Schemas are more complex than concepts. Each schema contains many distinct concepts. For example, each of us possesses a self-schema, a mental framework holding lot of information about ourselves (as we perceive ourselves to be). This self-schema will include many different concepts about ourselves. For example, you may consider yourself as intelligent, attractive, healthy, hard working, and pleasant. All these separate concepts make up a self-schema. Such schemas are important building blocks for thinking.
(iii) Mental Imagery:
Thinking also involves the manipulation of visual, auditory or other images. Here we may focus on visual images. It has been found that mental manipulations preformed on images of objects are quite similar to those that may be performed on the actual objects.
Once we form a mental image of any object, person or situation, we perceive it and think about it just as we would if it actually existed. Sometimes we could refer to it as we see things in our “mind’s eye.” For example, if you have to remove a large table out of the room having a narrow door, you will mentally rotate (mental image) the table and think of a way out to solve the problem.
It has been found that we usually think in words (words represent the concepts, e.g., table). At other times we rely on mental images, such as visual image of the table. In the above stated problem one could physically try to manipulate the table to find a way out. But a more mature person will try to find a solution through mental rotation (thinking). In the introductory part of this chapter you read about the planning of a route to go to the airport. The individual could think in words or plan the route through mental imagery. That is, create a mental picture of the route to the airport and decide.
3. Describe the steps in problem solving and use an example to illustrate the same.
Ans. Problem solving is an important cognitive activity. It is so central to the process of thinking that many people use it interchangeably with thinking. A Moment’s reflection will make it clear that all our day’s activities involve problem solving.
The problem may be simple or complex. The simple problems are of routine nature as deciding what to eat for breakfast. There could be a complex problem deciding which career to choose. Problem solving refers to thinking directed towards solving a specific task/situation. This type of thinking has three stages starting from the stage of occurrence of a problem followed by a set of mental operations, leading to the solution of the problem.
Stages and Strategies of Problem solving:
A problem signifies a situation that requires a solution.
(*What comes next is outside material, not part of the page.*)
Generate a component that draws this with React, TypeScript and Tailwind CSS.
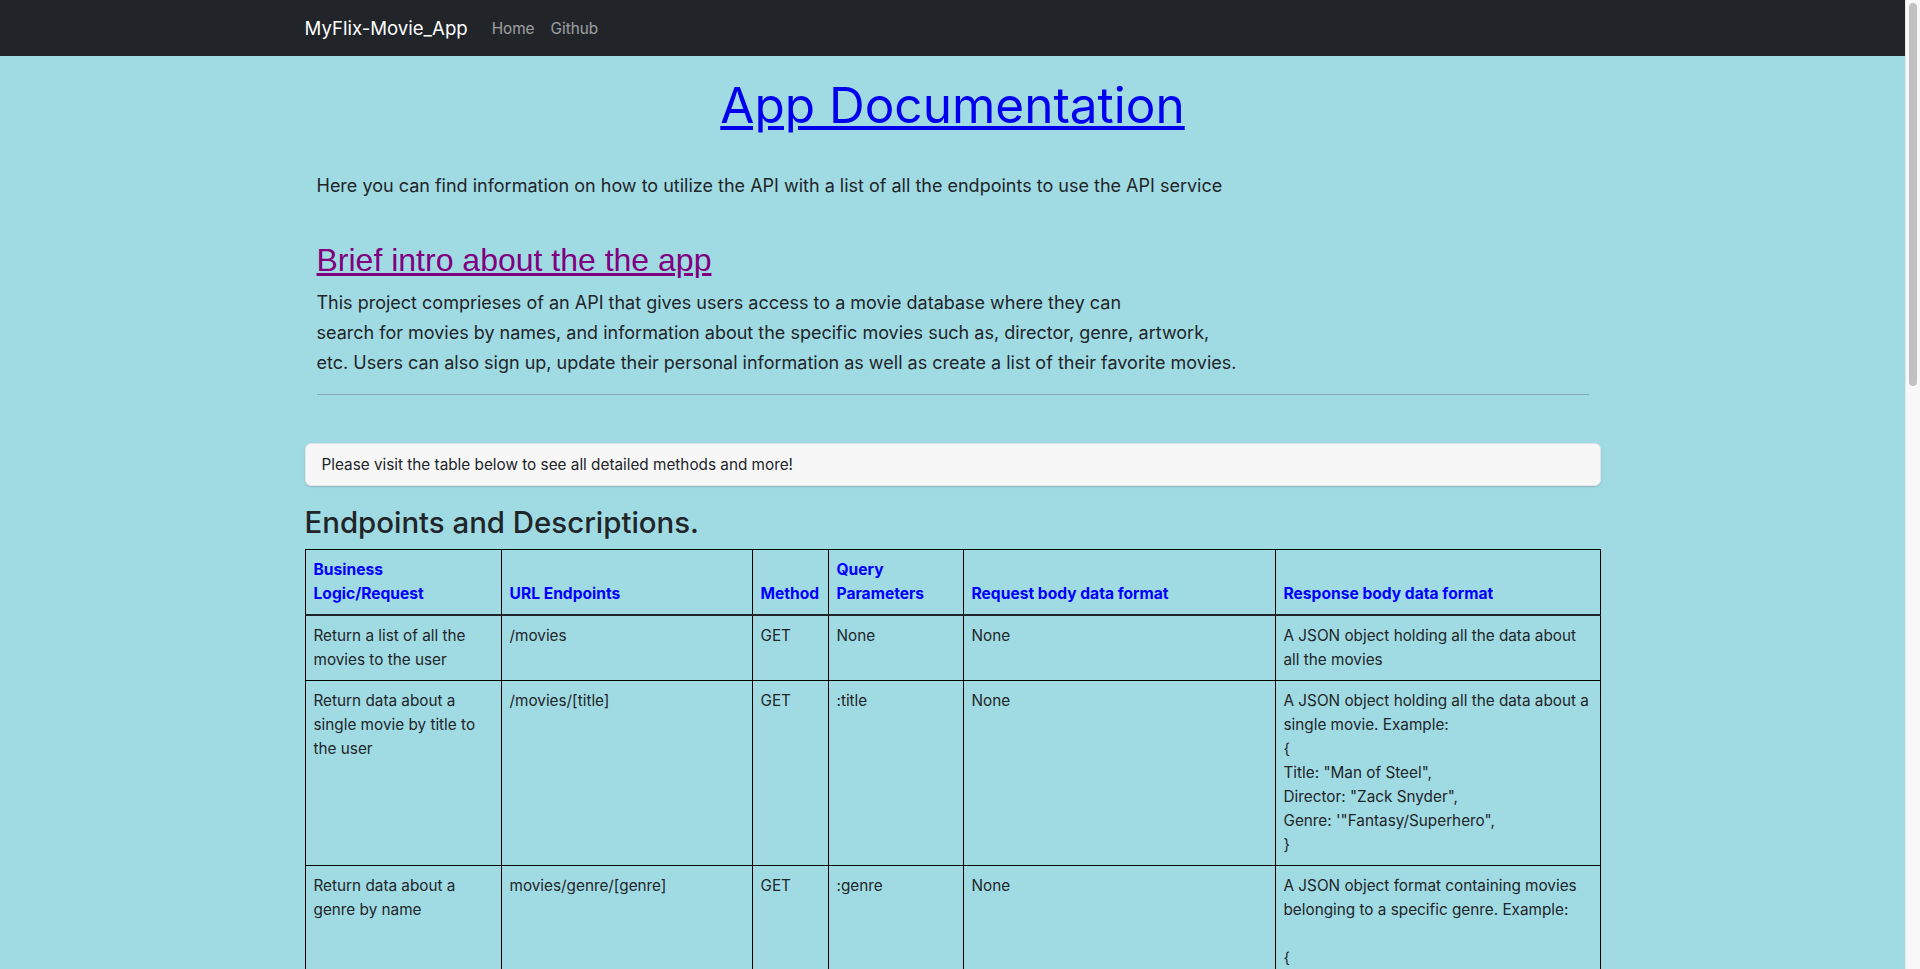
const rows = [
  {
    logic: "Return a list of all the movies to the user",
    url: "/movies",
    method: "GET",
    query: "None",
    body: "None",
    response: ["A JSON object holding all the data about all the movies"],
  },
  {
    logic: "Return data about a single movie by title to the user",
    url: "/movies/[title]",
    method: "GET",
    query: ":title",
    body: "None",
    response: [
      "A JSON object holding all the data about a single movie. Example:",
      "{",
      'Title: "Man of Steel",',
      'Director: "Zack Snyder",',
      "Genre: '\"Fantasy/Superhero\",",
      "}",
    ],
  },
  {
    logic: "Return data about a genre by name",
    url: "movies/genre/[genre]",
    method: "GET",
    query: ":genre",
    body: "None",
    response: [
      "A JSON object format containing movies belonging to a specific genre. Example:",
      "\u00a0",
      "{",
      'Name: "Fantasy/Superhero",',
      'Description: "Stories about heroes with powers"',
      "}",
    ],
  },
  {
    logic: "Return data about a director by name",
    url: "/movies/director/[name]",
    method: "GET",
    query: ":name",
    body: "None",
    response: ["A JSON object holding data about the director"],
  },
  {
    logic: "Allow new users to register",
    url: "/users",
    method: "POST",
    query: "None",
    body: "A JSON object holding the user data",
    response: ["A JSON object holding the data of the new user"],
  },
];

export default function App() {
  return (
    <div className="flex min-h-screen bg-[#a0dbe3] font-['Inter',sans-serif] text-[#212529]">
      <div className="min-w-0 flex-1">
        <nav className="h-14 bg-[#212529]">
          <div className="mx-auto flex h-full max-w-[1320px] items-center px-3 pt-[2px]">
            <span className="mr-4 text-[18.6px] text-white">MyFlix-Movie_App</span>
            <a href="#" className="px-2 text-[15.3px] text-white/55">
              Home
            </a>
            <a href="#" className="px-2 text-[15.3px] text-white/55">
              Github
            </a>
          </div>
        </nav>

        <main className="mx-auto max-w-[1320px] px-3 pb-10">
          <h1 className="mt-[18px] text-center text-[49.5px] leading-[63px]">
            <a href="#" className="text-[#0000ee] underline">
              App Documentation
            </a>
          </h1>

          <div className="px-3">
            <p className="mt-[34px] text-[18px] leading-[30px]">
              Here you can find information on how to utilize the API with a list of all the endpoints to use the API service
            </p>
            <h2 className="mt-[40px] font-['Liberation_Sans',sans-serif] text-[32px] leading-[38px]">
              <a href="#" className="text-[#800080] underline">
                Brief intro about the the app
              </a>
            </h2>
            <p className="mt-[9px] text-[18px] leading-[30px]">
              This project comprieses of an API that gives users access to a movie database where they can
              <br />
              search for movies by names, and information about the specific movies such as, director, genre, artwork,
              <br />
              etc. Users can also sign up, update their personal information as well as create a list of their favorite movies.
            </p>
            <hr className="mt-4 border-[#80aeb4]" />
          </div>

          <div className="mt-12 rounded-md border border-[#e4e4e4] bg-[#f7f7f7] px-4 pt-[9px] pb-2 text-[15.3px] leading-6 shadow-[0_1px_2px_rgba(0,0,0,0.15)]">
            Please visit the table below to see all detailed methods and more!
          </div>

          <h2 className="mt-[18px] mb-[7px] text-[29.4px] font-medium leading-[38px]">Endpoints and Descriptions.</h2>

          <table className="w-full border-collapse border border-black text-[15.3px] leading-6">
            <thead>
              <tr className="border-b-2 border-[#212529] align-bottom text-[15.6px] font-bold text-[#0000ff]">
                <th className="w-[196px] border border-black p-2 text-left">
                  Business
                  <br />
                  Logic/Request
                </th>
                <th className="w-[251px] border border-black p-2 text-left">URL Endpoints</th>
                <th className="w-[76px] border border-black p-2 text-left">Method</th>
                <th className="w-[135px] border border-black p-2 text-left">
                  Query
                  <br />
                  Parameters
                </th>
                <th className="w-[312px] border border-black p-2 text-left">Request body data format</th>
                <th className="border border-black p-2 text-left">Response body data format</th>
              </tr>
            </thead>
            <tbody>
              {rows.map((r) => (
                <tr key={r.url} className="align-top">
                  <td className="border border-black p-2">{r.logic}</td>
                  <td className="border border-black p-2">{r.url}</td>
                  <td className="border border-black p-2">{r.method}</td>
                  <td className="border border-black p-2">{r.query}</td>
                  <td className="border border-black p-2">{r.body}</td>
                  <td className="border border-black p-2">
                    {r.response.map((l, i) => (
                      <div key={i}>{l}</div>
                    ))}
                  </td>
                </tr>
              ))}
            </tbody>
          </table>
        </main>
      </div>

      {/* scrollbar strip as in the screenshot */}
      <aside className="sticky top-0 h-screen w-[15px] shrink-0 self-start border-l border-[#e6e6e6] bg-[#f8f8f8] pt-[3px]">
        <div className="mx-auto h-[383px] w-2 rounded-full bg-[#c1c1c1]" />
      </aside>
    </div>
  );
}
It has three stages or steps as stated below:
(a) Initial State: A problem.
(b) Operation: Actions.
(c) Goal State: Solution.
Let us explain these three stages with a concrete problem. Suppose you get an unexpected bill to pay. Receiving the bill represents the initial state, the problem. Your goal is to find money to pay this unexpected bill without disturbing the original family budget. This leads to deployment of certain operations for solving the problem. Some problem solving operations or steps are more desirable than others.
For example, withdrawing money through a credit card happens to be a more acceptable solution than borrowing from a friend. By choosing the most acceptable operations or steps, you move from the initial problem state to the goal state, when the problem is solved. Problems may differ with respect to the levels of complexity but steps involved remain the same. For more complex problems the second stage requires more time in order to carry out a number of mental operations.
4. What is the importance of language for thinking?
Ans. Imagine what would have happened if we did not have language to express whatever we wanted to express. Without language it would not have been possible to express our feelings and communicate with others. The process of acquiring language is very interesting. The child by the age of six months first starts saying “ma..ma..ma” (babbling) and it is an enjoyable sound both for the child as well as the parents and others. Slowly, the child learns to say mama and papa and gradually other mono-syllables start appearing and later could starts comparing two or more words to communicate his/her needs etc.
Initially the child learns to communicate in the language being used at home, called mother tongue. Later, the child learns a formal language (say English) at school. The child may then learn two languages. The progress from ultering “ma…ma…ma” to the attainment of mastery over language is a fascinating journey. Some people become creative writers, poets and novelists. What sets us apart from non-human beings is the use of language.
Use of Language:
Children progress rapidly from two word utterances to more complex sentences. By the time they are three, many children are constructing complex sentences like “I want this doll because she is big”. Thus, in the course of development infants start from cry, coo, and babble and gradually become linguistically socialised so that they become effective participants in conversation with others and are able to communicate well.
Language is a vehicle of thought and a tool for all kinds of social interaction.
Language conveys intentions, feelings, motives, attitudes and beliefs, etc.
Language and Communication:
We communicate information by using a system of symbols. Language is one such symbol system. It has two basic characteristics: the presence of symbols and communication. Symbols represent or stand for something else. For example, home, school, office, temple, etc. these are all buildings. However, these buildings represent something that has a meaning more than what the “building’ carries. Home is a place where a family lives and school is a building where education is imparted to the children. When these words (e.g., school, home) are associated with certain functions, they acquire meaning and we recognize those words and use them for communicating with others. So, when you say to another person that you are going to the temple, you are communicating that you are going to a place (building) for worship.
Language also helps us in describing abstract ideas or thoughts (e.g., beauty, democracy) in addition to the concrete objects of everyday use and experience. Through language we are able to express our abstract thoughts.
We also communicate with others through the use of our body parts, called gestures and postures. Such type of communication is called non-verbal communication. It may be noted that a sign language is also a form of human language.
Language and Thinking:
Often people have wondered whether language is essential for thinking. Is thinking possible without language? Most of our thinking does involve words. It is well established that language and thought are related. Watson called thinking as “inner speech”. If language is essential for thinking then an obvious question that arises is what happens to those in whom there is no language or the people whose language is not well developed (say young children). It has been argued that such people can use sign language and understand each other’s thoughts. For example, deaf people can think and communicate in sign language. One can say that language is an essential tool of thinking, but it can not be said that thinking is not possible without language.
Language is helpful in thinking and at the same time language works as a vehicle of thought. That is, whatever we think is communicated through language.